The approach is beautiful; and the sense of movement, so difficult to gauge at 14.5K, comes into sharp relief as I pass a mountain just a few hundred feet off my left wing on a two-mile final into Runway 9. The wind from the north rocks the Bo but I am ready with a full (though fast) aileron movement to the stop, to keep the wings level. My IAS is the same as it ever is on approach but groundspeed is so much higher in the thin air. I feel the extra speed looking out the windows. Flare, then chirp-chirp, and I am down and taxiing.
My pal Rosie picks me up at the airport, and pulling my snowboard out of the back, I have this overwhelming feeling of gratitude for all of this coordinated motion, for the skill sets I have cultivated and honed that allow me to make all of these movements with precision. From an instrument approach to minimums to a back-side cut on an overhead wave.
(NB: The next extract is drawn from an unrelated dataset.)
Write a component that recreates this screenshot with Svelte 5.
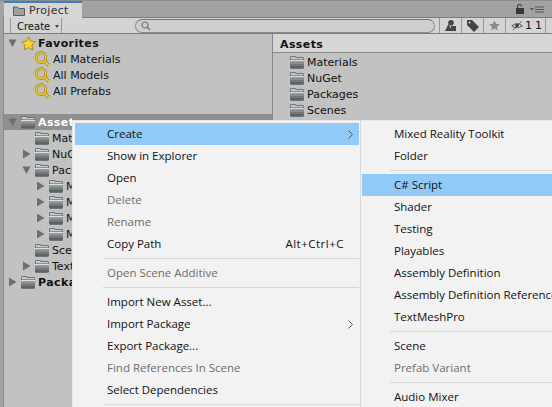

I have trained myself for a life of motion.
The next morning, I strap on my snowboard and drop into the trees to find the last of the fresh powder. I move between firs and pines slashing at the snow, appreciative of the decades of muscle memory I have stored for this exact movement. From the top of the gondola, I can see the runway in the near distance and the take-off awaiting me when I leave here in a week’s time. Keep it moving.